Tutte queste misurazioni serviranno a dare una stima di quanta superficie è idonea al rifugio. Procedono veloci e sicuri, uno misura e l’altro prende nota aggiungendo dati su dati che poi, con pazienza , andranno analizzati, incrociati ed elaborati. Oggi andrà così, plot dopo plot, finiranno tutte le misurazioni relative ai rifugi.

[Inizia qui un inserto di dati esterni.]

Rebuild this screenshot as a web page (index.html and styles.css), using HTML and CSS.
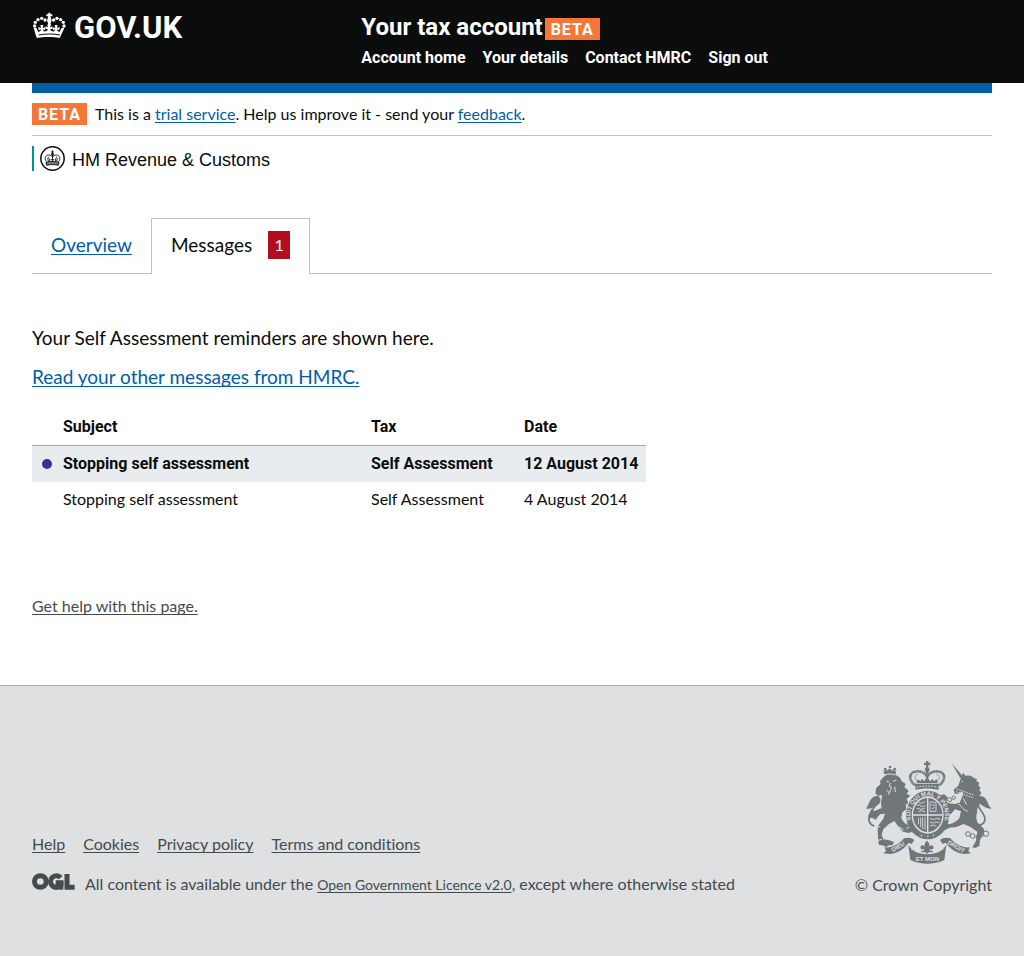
FILE: index.html
```html
<!DOCTYPE html>
<html lang="en">
<head>
<meta charset="utf-8">
<meta name="viewport" content="width=device-width, initial-scale=1">
<title>Messages - Your tax account - GOV.UK</title>
<link rel="stylesheet" href="styles.css">
</head>
<body>
<header class="site-header">
  <div class="wrap site-header__grid">
    <a class="logo" href="#">
      <svg class="logo__crown" viewBox="24 26 105 79" aria-hidden="true">
        <g fill="currentColor">
          <path d="M73 27h6v5h6v6h-6l2 6 2 7-3 7 1 8h-10l1-8-3-7 2-7 2-6h-6v-6h6z"/>
          <circle cx="32" cy="67" r="5"/><circle cx="34" cy="56" r="5"/><circle cx="42" cy="48" r="5"/><circle cx="53" cy="44" r="5"/><circle cx="63" cy="49" r="5"/>
          <circle cx="120" cy="67" r="5"/><circle cx="118" cy="56" r="5"/><circle cx="110" cy="48" r="5"/><circle cx="99" cy="44" r="5"/><circle cx="89" cy="49" r="5"/>
          <path d="M29 73l8-1 6 13c5-1 8-4 8-8l-7 3-1-10 8 3-2-9h9l-2 9 8-3-1 10-6-3c0 5 3 7 8 6 4-1 6-4 6-8l-6 2v-9l7 3-2-8h10l-2 8 7-3v9l-6-2c0 4 2 7 6 8 5 1 8-1 8-6l-6 3-1-10 8 3-2-9h9l-2 9 8-3-1 10-7-3c0 4 3 7 8 8l6-13 8 1-11 24-3 6c-20-4-48-4-68 0l-3-6z"/>
        </g>
        <path d="M44 94c20-4 44-4 64 0" fill="none" stroke="#0b0c0c" stroke-width="3"/>
      </svg>
      <span class="logo__text">GOV.UK</span>
    </a>
    <div class="service">
      <div class="service__title"><a class="service__name" href="#">Your tax account</a><strong class="phase-tag">BETA</strong></div>
      <nav class="service__nav" aria-label="Account">
        <a href="#">Account home</a>
        <a href="#">Your details</a>
        <a href="#">Contact HMRC</a>
        <a href="#">Sign out</a>
      </nav>
    </div>
  </div>
</header>

<main class="wrap main">
  <div class="blue-bar"></div>
  <div class="phase-banner">
    <strong class="phase-tag">BETA</strong>
    <p class="phase-banner__text">This is a <a href="#">trial service</a>. Help us improve it - send your <a href="#">feedback</a>.</p>
  </div>

  <div class="org">
    <svg class="org__crest" viewBox="0 0 75 75" aria-hidden="true">
      <circle cx="37.5" cy="37.5" r="35" fill="none" stroke="#0b0c0c" stroke-width="4.5"/>
      <g fill="none" stroke="#0b0c0c" stroke-width="2.6">
        <path d="M19 47c-7-10-3-19 6-20 7 0 11 3 12.500 7 1.500-4 5.500-7 12.500-7 9 1 13 10 6 20"/>
        <path d="M25 45c-3-6-1-12 2-13M50 45c3-6 1-12-2-13"/>
        <path d="M37.500 13v34M33 18h9M28 37v9M47 37v9M32 41h11"/>
        <path d="M18 49c12-4 27-4 39 0l-2 9c-12-3-23-3-35 0z" fill="#777"/>
      </g>
      <circle cx="37.500" cy="25" r="4" fill="#0b0c0c"/>
    </svg>
    <span class="org__name">HM Revenue &amp; Customs</span>
  </div>

  <nav class="tabs" aria-label="Sections">
    <a class="tab" href="#">Overview</a>
    <span class="tab tab--active" aria-current="page">Messages <span class="tab__count">1</span></span>
  </nav>

  <section class="content">
    <p class="lead">Your Self Assessment reminders are shown here.</p>
    <p class="lead"><a href="#">Read your other messages from HMRC.</a></p>
    <table class="messages">
      <thead>
        <tr><th class="col-subject" scope="col">Subject</th><th class="col-tax" scope="col">Tax</th><th class="col-date" scope="col">Date</th></tr>
      </thead>
      <tbody>
        <tr class="unread"><td class="col-subject"><span class="dot"></span>Stopping self assessment</td><td>Self Assessment</td><td>12 August 2014</td></tr>
        <tr class="read"><td class="col-subject">Stopping self assessment</td><td>Self Assessment</td><td>4 August 2014</td></tr>
      </tbody>
    </table>
    <a class="help" href="#">Get help with this page.</a>
  </section>
</main>

<footer class="footer">
  <div class="wrap footer__inner">
    <div class="footer__meta">
      <nav class="footer__links" aria-label="Footer">
        <a href="#">Help</a>
        <a href="#">Cookies</a>
        <a href="#">Privacy policy</a>
        <a href="#">Terms and conditions</a>
      </nav>
      <div class="licence">
        <svg class="licence__logo" viewBox="0 0 129 51" aria-hidden="true">
          <g fill="none" stroke="currentColor" stroke-width="15">
            <circle cx="25" cy="25.500" r="17.500"/>
            <path d="M86 14a17.500 17.500 0 1 0 1 22v-7H71"/>
            <path d="M105 3v40h23"/>
          </g>
          <path d="M80 26h14v24H80z" fill="currentColor"/>
        </svg>
        <p class="licence__text">All content is available under the <a href="#">Open Government Licence v2.0</a>, except where otherwise stated</p>
      </div>
    </div>
    <a class="copyright" href="#">
      <svg class="arms" viewBox="51 18 378 309" aria-hidden="true">
        <g fill="#6f777b">
          <!-- crown above the shield -->
          <path d="M231 18h7v5h6v7h-6v8h-7v-8h-6v-7h6z"/>
          <circle cx="234.500" cy="44" r="7"/>
          <path d="M197 86h75l-4 19c-22-6-46-6-68 0z"/>
          <path d="M203 84l3-12 8 7 5-8 6 8 9-12 10 12 6-8 5 8 8-7 3 12z"/>
        </g>
        <g fill="none" stroke="#6f777b">
          <g stroke-width="8" stroke-dasharray="6 1">
            <path d="M197 90c-22-20-16-41 11-41 13 1 23 7 27 18"/>
            <path d="M272 90c22-20 16-41-11-41-13 1-23 7-27 18"/>
          </g>
          <path d="M234.500 48v35" stroke-width="7" stroke-dasharray="6 1"/>
          <path d="M204 80c-10-12-6-21 3-22M265 80c10-12 6-21-3-22" stroke-width="2"/>
        </g>
        <path d="M202 97c21-5 45-5 66 0" fill="none" stroke="#dee0e2" stroke-width="3" stroke-dasharray="5 4"/>

        <!-- lion -->
        <g fill="#6f777b">
          <path d="M106 58l-3-14 6 4 2-5 5 4 3-5 5-1 4 6 5-4 3 6 6-4-3 15c-9-4-22-5-33-2z"/>
          <circle cx="123" cy="36" r="4"/><circle cx="109" cy="42" r="4"/><circle cx="137" cy="42" r="4"/>
          <path d="M107 63c8-8 25-10 34-3l12 8 5 11 12 8-4 9 13 12-6 8 11 6-11 10 5 12-8 5 2 14-12 9-3 16c5 15 17 22 30 25l5 7 12 3-3 9-12-2-9 4-18-4-15-17-11-15-16 9-17 15-5 17 5 14 18 3 14 5-4 9-11 1-8 5-12-5-10-1-2-11-2-29 1-17 16-22 5-15-15 2-13 16-11-6-8 2-3-9 6-8 2-10 10 5 22-9-2-12 3-28-12 4-8-8 3-17 13-11-2-9z"/>
        </g>
        <path d="M76 213c-18-5-20-23-11-41 7-12 23-23 20-45" fill="none" stroke="#6f777b" stroke-width="5"/>
        <path d="M51 161c6-9 8-16 14-27 6-9 14-12 23-11 10 8 8 21-3 28-10 8-20 11-34 10z" fill="#6f777b"/>
        <g fill="none" stroke="#dee0e2" stroke-width="3">
          <path d="M108 60c9-4 21-4 31 0M112 78l8 3m12-2l10-4M124 84l-3 10 7 3M112 105l9 8m7-16l-9 22m18-24l2 16"/>
          <path d="M86 187l9-9m-14 38l13-1m-7 41l12-3m65-28l-14-10M77 265l8 3m87-48l12-5"/>
        </g>

        <!-- unicorn -->
        <g fill="#6f777b">
          <path d="M308 25l33 39-7 6z"/>
          <path d="M337 66l5-13 8 10c11-3 20 0 24 6l10 3-2 6 9 5-3 8 7 7-4 8 6 8-6 9 5 10-8 8c0 23-12 43-2 62 10 11 21 16 20 25l-13 27-2 18-12 6-9-2 11-20 4-27-22-15-19-8c-15 7-29 13-40 10l-20 10-10-7 3-8 15-5c13 4 26-4 39-17l5-21-18-6-12 14-14 4-6-9 7-5 1-11-15-8 3-15-9-2 1-10 12-3 10 9-4 14 8 4 18 2 14-4 10-24-1-10-16 8-8-1-3-12 14-12z"/>
        </g>
        <path d="M382 210c26 2 31-16 20-34-8-13-20-23-11-42" fill="none" stroke="#6f777b" stroke-width="5"/>
        <path d="M428 161c-9-7-10-16-15-25-5-10-14-14-23-11-8 10-3 19 8 25 9 7 17 11 30 11z" fill="#6f777b"/>
        <g fill="none" stroke="#dee0e2" stroke-width="3">
          <path d="M338 81l7-3m-24 32l52 19m-50-27l51 18" stroke-dasharray="5 3"/>
          <path d="M330 147c12 13 14 18 26 22m-13-38l10 18"/>
        </g>
        <g fill="none" stroke="#6f777b" stroke-width="3">
          <circle cx="302" cy="134" r="6"/><circle cx="314" cy="128" r="5"/><circle cx="378" cy="172" r="5"/>
          <circle cx="357" cy="237" r="7"/><circle cx="371" cy="243" r="7"/><circle cx="387" cy="246" r="6"/><circle cx="398" cy="239" r="6"/><circle cx="411" cy="236" r="8"/>
        </g>

        <!-- garter and shield -->
        <ellipse cx="236" cy="180" rx="65" ry="73" fill="#6f777b"/>
        <ellipse cx="236" cy="180" rx="48" ry="56" fill="#dee0e2"/>
        <ellipse cx="236" cy="180" rx="44" ry="51" fill="#6f777b"/>
        <g fill="none" stroke="#dee0e2">
          <path d="M236 130v101M192 180h88" stroke-width="4"/>
          <path d="M202 150h11l4 5 12-3M203 160l13 3 12-4M208 170l10-3 10 3M208 141l10 4 10-5M243 141l18 1v27h-18zM248 149l10 2m-9 10l8-4M209 188l-1 20m7-21v29m6-29v35m7-35v38M243 190l10 4 10-4 11 3M243 201l10 3 8-3 10 2M243 213l9-3 10 4" stroke-width="2.500"/>
        </g>
        <path id="garter" d="M199 224A52 60 0 1 1 273 224" fill="none"/>
        <text class="arms__garter"><textPath href="#garter" startOffset="50%">SOIT QUI MAL Y PENSE</textPath></text>
        <path d="M216 242h3m16 2h3m14-3h3" stroke="#dee0e2" stroke-width="5"/>

        <!-- motto ribbon -->
        <g fill="#6f777b">
          <path d="M107 277c20 2 44-9 58-27 12-4 22-2 31 5l-8 12-9-4c-15 20-34 33-58 34l-18-2 8-7z"/>
          <path d="M362 277c-20 2-44-9-58-27-12-4-22-2-31 5l8 12 9-4c15 20 34 33 58 34l18-2-8-7z"/>
          <path d="M178 270c7 10 13 14 24 22 21 7 45 7 66 0 11-8 17-12 24-22l-6 45c-32 15-70 15-102 0z"/>
          <path d="M234 257c8 7 9 13 5 20 4-9 14-8 15 0 0 6-6 8-11 5v5h8v5h-12l-5 7-5-7h-12v-5h8v-5c-5 3-11 1-11-5 1-8 11-9 15 0-4-7-3-13 5-20z"/>
        </g>
        <path d="M188 282c30 19 64 19 94 0M190 268l-2 17m92-17l2 17" fill="none" stroke="#dee0e2" stroke-width="2"/>
        <g class="arms__motto">
          <text x="147" y="281" transform="rotate(-30 147 274)">DIEU</text>
          <text x="235" y="317">ET MON</text>
          <text x="322" y="281" transform="rotate(30 322 274)">DROIT</text>
        </g>
      </svg>
      <span>© Crown Copyright</span>
    </a>
  </div>
</footer>
</body>
</html>
```
FILE: styles.css
```css
* { box-sizing: border-box; }

body {
  margin: 0;
  min-height: 100vh;
  display: flex;
  flex-direction: column;
  background: #fff;
  color: #0b0c0c;
  font-family: Lato, "Noto Sans", sans-serif;
  font-size: 16px;
  font-variant-ligatures: none;
  line-height: 20px;
}

p { margin: 0; }

a {
  color: #005ea5;
  text-underline-offset: 2px;
  text-decoration-thickness: 1px;
  text-decoration-skip-ink: none;
}

.wrap {
  width: 100%;
  padding: 0 32px;
}

/* Header */
.site-header { background: #0b0c0c; color: #fff; }
.site-header a { color: #fff; text-decoration: none; }

.site-header,
.phase-tag,
.messages th,
.unread { font-family: Roboto, "Noto Sans", sans-serif; }

.site-header__grid {
  display: grid;
  grid-template-columns: 1fr 2fr;
  column-gap: 14px;
  padding-top: 12px;
  padding-bottom: 15px;
}

.logo {
  display: flex;
  align-items: flex-start;
  gap: 7px;
}
.logo__crown { width: 35px; height: 27px; }
.logo__text { font-size: 31px; line-height: 32px; font-weight: 700; }

.service__title {
  display: flex;
  align-items: flex-end;
  gap: 2px;
}
.service__name { font-size: 24px; line-height: 30px; font-weight: 700; }

.phase-tag {
  flex: none;
  width: 55px;
  padding-top: 2px;
  background: #f47738;
  color: #fff;
  font-size: 16px;
  line-height: 20px;
  font-weight: 700;
  text-align: center;
  letter-spacing: 1px;
}
.service__title .phase-tag { margin-bottom: 2px; }

.service__nav {
  display: flex;
  flex-wrap: wrap;
  gap: 17px;
  padding-top: 6px;
  font-weight: 700;
}

/* Main */
.main { flex: 1; padding-bottom: 68px; }
.blue-bar { height: 10px; background: #005ea5; }

.phase-banner {
  display: flex;
  align-items: center;
  gap: 8px;
  padding: 10px 0;
  border-bottom: 1px solid #bfc1c3;
}
.phase-banner__text { line-height: 22px; }

.org {
  display: flex;
  align-items: center;
  height: 25px;
  margin-top: 10px;
  padding-left: 6px;
  border-left: 2px solid #009390;
}
.org__crest { width: 25px; height: 25px; margin-right: 7px; }
.org__name {
  padding-top: 3px;
  font-family: "Liberation Sans", Arial, sans-serif;
  font-size: 18px;
  line-height: 25px;
}

.tabs {
  display: flex;
  margin-top: 47px;
  border-bottom: 1px solid #bfc1c3;
  font-size: 19px;
}
.tab { padding: 13px 19px 14px; line-height: 28px; }
.tab--active {
  display: flex;
  gap: 16px;
  margin-bottom: -1px;
  padding: 12px 19px 15px;
  border: 1px solid #bfc1c3;
  border-bottom: 0;
  background: #fff;
}
.tab__count {
  width: 22px;
  background: #b10e1e;
  color: #fff;
  font-size: 16px;
  text-align: center;
}

.content { padding-top: 51px; }
.lead { margin-bottom: 14px; font-size: 19px; line-height: 25px; }

.messages {
  width: 64%;
  margin-top: 16px;
  border-collapse: collapse;
  table-layout: fixed;
}
.messages th,
.messages td { padding: 8px 0; text-align: left; }
.messages th { padding: 12px 0 8px; border-bottom: 1px solid #a1acb2; }
.messages .read td { padding: 7px 0 9px; }
.messages .col-subject,
.messages .read .col-subject { width: 339px; padding-left: 31px; position: relative; }
.col-tax { width: 153px; }
.unread { background: #e8ecef; font-weight: 700; }
.dot {
  position: absolute;
  left: 10px;
  top: 13px;
  width: 10px;
  height: 10px;
  border-radius: 50%;
  background: #2e358b;
}

.help { display: inline-block; margin-top: 78px; color: #454a4c; }

/* Footer */
.footer {
  background: #dee0e2;
  border-top: 1px solid #a1acb2;
  color: #454a4c;
}
.footer a { color: #454a4c; }
.footer__inner {
  display: flex;
  justify-content: space-between;
  align-items: flex-end;
  gap: 24px;
  padding-top: 75px;
  padding-bottom: 61px;
}
.footer__links { display: flex; flex-wrap: wrap; gap: 18px; }
.licence { display: flex; align-items: flex-start; gap: 10px; margin-top: 19px; }
.licence__logo { flex: none; width: 43px; height: 17px; }
.licence__text { line-height: 21px; }
.licence__text a { font-size: 14px; }

.footer .copyright {
  display: flex;
  flex: none;
  flex-direction: column;
  align-items: flex-end;
  gap: 11px;
  text-decoration: none;
}
.arms { width: 126px; height: 103px; }
.arms text { fill: #dee0e2; font-family: "Liberation Sans", Arial, sans-serif; font-weight: 700; }
.arms__garter { font-size: 18px; text-anchor: middle; }
.arms__motto text { font-size: 18px; text-anchor: middle; }
```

Li saluto e mi sposto a piedi per raggiungere Lisa e Luca che si stanno occupando della parte botanica. Forse finalmente capirò il nesso tra le due discipline! Li trovo in una vecchia trincea scavata nella roccia e ormai ricoperta di vegetazione. Hanno già individuato più di 90 specie botaniche in quel plot, dalla più piccola briofita alla più grande e maestosa felce. Accanto ai nomi, dei numeri indicano una stima della copertura percentuale di quella specie in quell’area.
Rimango sempre affascinata da come il cervello dei botanici riesca a processare e a ricordare tutti quei nomi. Mi affascina quello di Luca che, nonostante si sia sempre occupato di zoologia, inizia ad assimilare per osmosi nomi scientifici di piante grandi quanto l’unghia del mio mignolo. Mi mostra la sua preferita: la Prenanthes purpurea una delle poche fiorite in questo periodo nel bosco.
“Ogni specie” spiega Lisa “è più o meno selettiva per un certo ambiente e quindi per un determinato microclima. Ci sono specie più cosmopolite e quindi maggiormente adattabili e specie più legate a specifici habitat”.
A tal proposito mi parlano degli Indici di Ellenberg che, semplificando, sono dei numeri che indicano le preferenze ecologiche di una pianta, cioè le condizioni ambientali in cui quella pianta cresce meglio. A ogni specie vegetale è associato un numero (di solito da 1 a 9) per diversi fattori ecologici, tra cui la luce, la temperatura, l’umidità del suolo, il pH… Vien da sé che una pianta con indice luce L = 8 è una pianta che sopravvive bene laddove c’è molta luce e che quindi cresce in aree soleggiate. In altre parole, questi indici servono per capire com’è un ambiente, in base alle piante che ci crescono.
Sto iniziando a mettere un po’ insieme le informazioni e piano piano riesco a comprendere l’importanza e il valore di questo lavoro integrato. La vegetazione può essere un buon indicatore per “fotografare” il microclima di un determinato ambiente.
Analizzando l’immensa mole di dati raccolta in queste settimane di campo, le nostre esperte /i dovranno capire se la stessa può essere, indirettamente, un buon indicatore anche per stimare la presenza delle salamandre.
In altre parole, ci si domanda: se non possiamo o non riusciamo a osservare direttamente qualcosa (in questo caso la salamandra), possiamo affidarci a qualcos’altro (la vegetazione) che ci dia un’idea attendibile del dato che stiamo cercando? Al momento non lo sappiamo, ma sono sicura che, una volta tolti gli scarponi e riacceso il pc, ricercatrici e ricercatori riusciranno a darci una risposta!
Un lavoro immenso quello che stanno portando avanti; uno studio ambizioso e innovativo sull’ecologia di un’area di estremo valore naturalistico, purtroppo una delle aree più compromessa dalla tempesta Vaia e sulla quale l’attenzione deve rimanere elevata perché possa, nel tempo, garantire le meraviglie che ha saputo costudire fino ad ora.